FLORIDA – In 1995, Father Rene Robert wrote a document titled Declaration to Life, which argued against the death penalty. Little did he know that 20 years later, his writings would be read in his own murder trial, as those he loved petitioned the court to grant his murderer a second chance at life.
It all started on April 12, 2016, when Father Robert didn’t show up to a funeral service. Those who knew Father Robert found his absence uncharacteristic of the hard working priest. Later that week, his car was spotted on the road, but it wasn’t driven by Father Robert. Instead, the car had been stolen by the man who had murdered Father Robert.
The murderer was Steven Murray, a 28 year old man who had recently been released from jail in Jacksonville, Florida. Father Robert’s attempts to minister to the ex-convict ended tragically when Murray murdered the priest and hid his body in a nearby wooded area. After running from the law, Murray was captured by the police four days after the murder. He later led the police to Father Robert’s body.

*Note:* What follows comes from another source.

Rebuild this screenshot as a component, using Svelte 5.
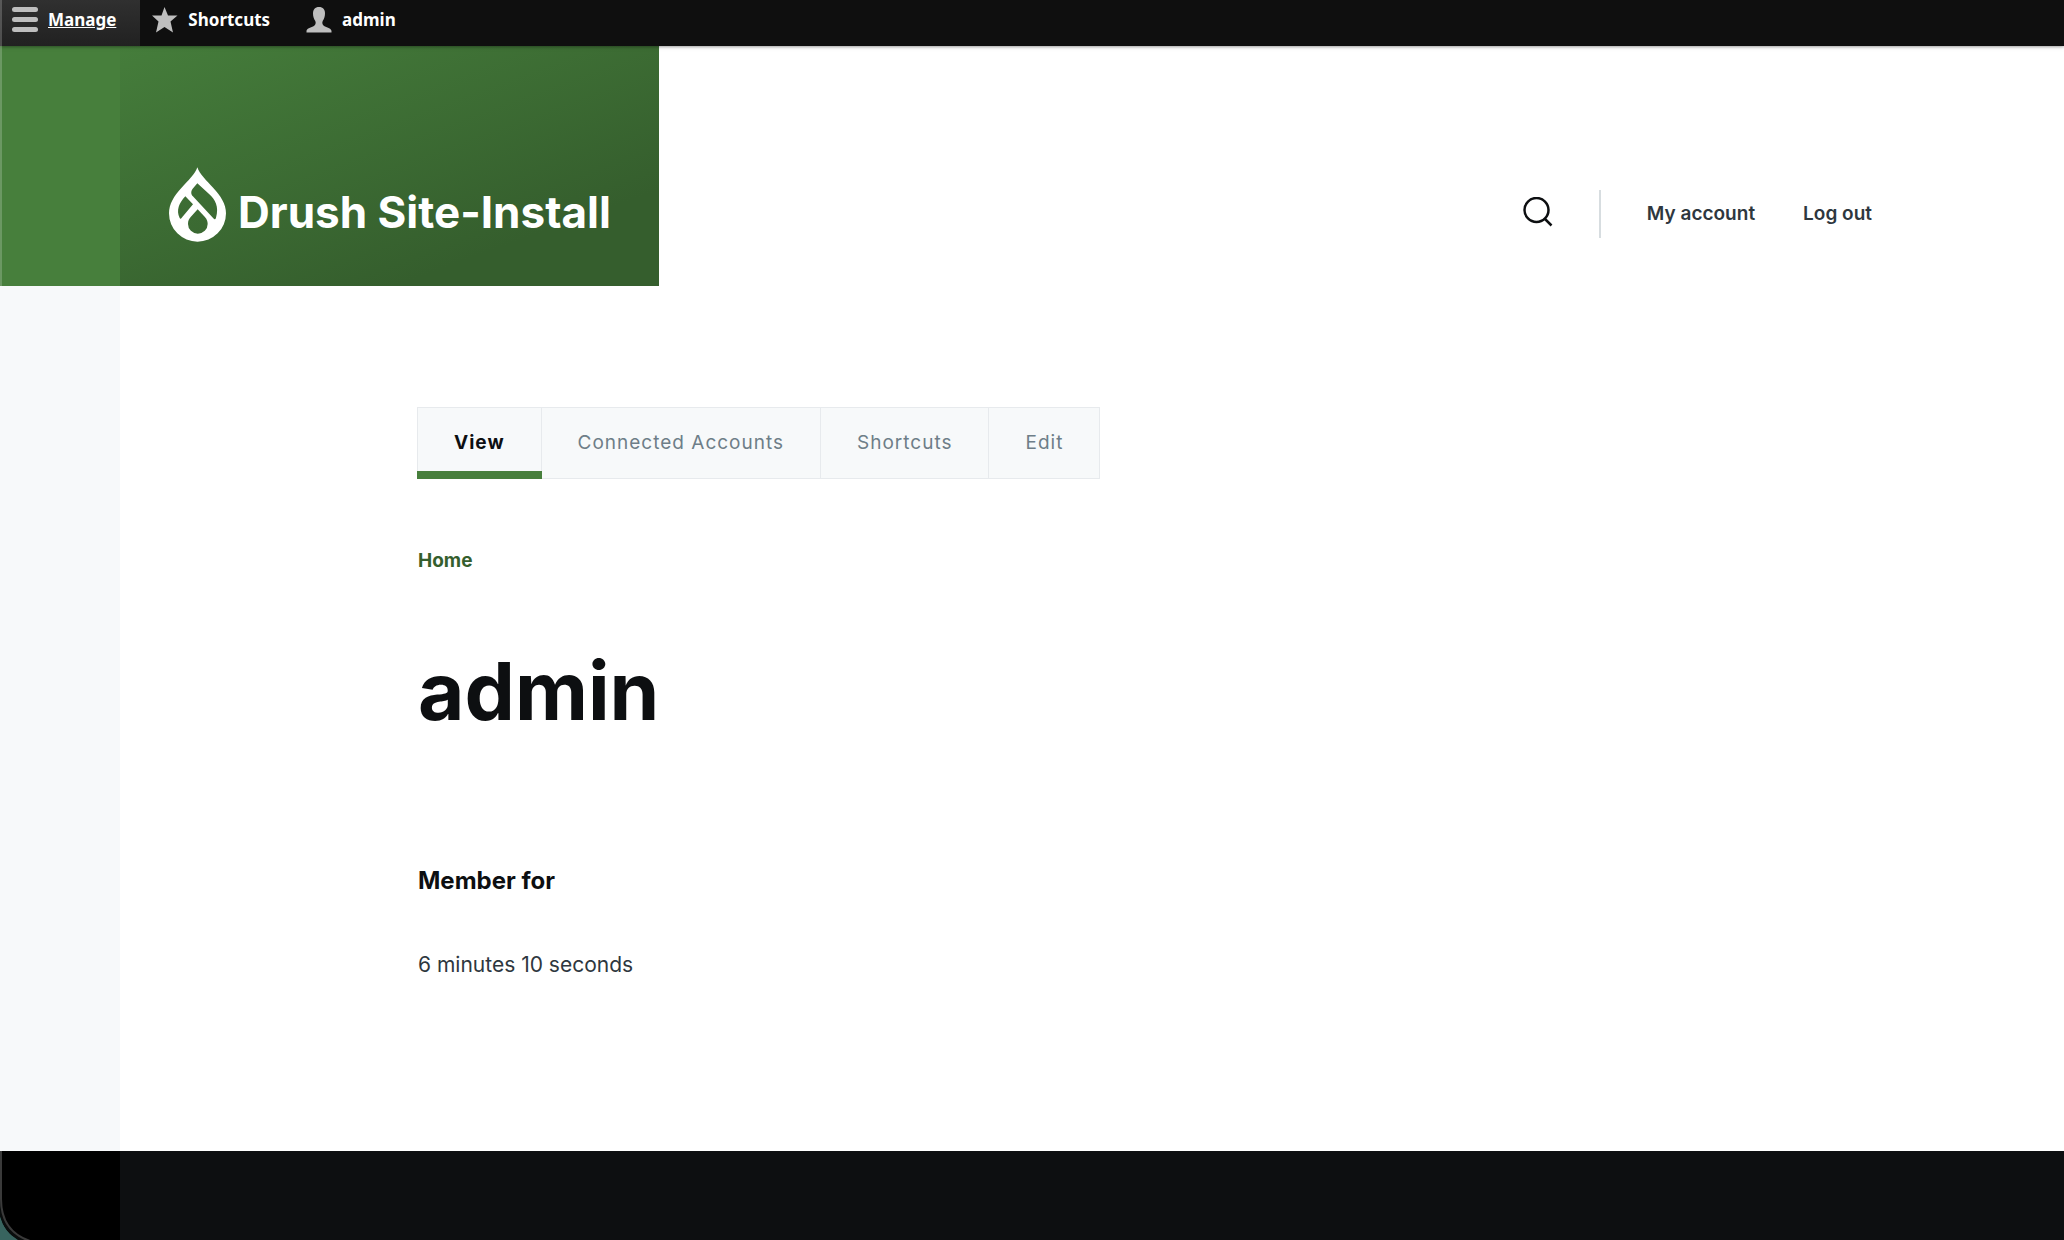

The autopsy conducted on Father Robert’s body concluded that the cause of death was homicide due to multiple gunshot wounds.
When interviewed by the media after his arrest, Murray said: “I’m very sorry and, if anybody really loves Father Rene, they will forgive me, because he was a man of God and forgiveness is forgiveness.” Murray also admitted to suffering from mental problems.
Years before his murder, Father Robert had written about his vehement opposition to the death penalty. “I believe that capital punishment is not a deterrent to crime and serves on the purpose of revenge,” Father Robert had written.
Yet the most chilling sentence in the declaration was this line written by Father Robert more than twenty years before his body would be found in the woods: “Therefore, I hereby declare that should I die as a result of a violent crime, I request that the person or persons found guilty of homicide for my killing not be subject to or put in jeopardy of the death penalty under any circumstances, no matter how heinous their crime or how much I may have suffered.”
Honoring Father Robert’s wishes, a group of bishops and clergy members delivered a petition signed by more than 7,000 people to the court and asked for the death penalty to be reconsidered.
In a statement, Bishop Felipe J. Estevez of the Diocese of St. Augustine wrote, “Father Rene was a humble and generous servant of our Lord and he shared his many gifts with the poor, the deaf community and with individuals whose lives have found themselves in jail or imprisoned. He put his faith into action through the corporal and spiritual works of mercy. To those whom he ministered, Father Rene will be remembered for his kindness and endless love for them.”
In April 2016 during his arrest, Murray confessed to killing Father Robert. Yet during his official court appearances, Murray pleaded not guilty. He was then transported to different jails after he attempted to take his own life and was involved in a vandalism attempt.
Murray has been sentenced yet, his trial is ongoing.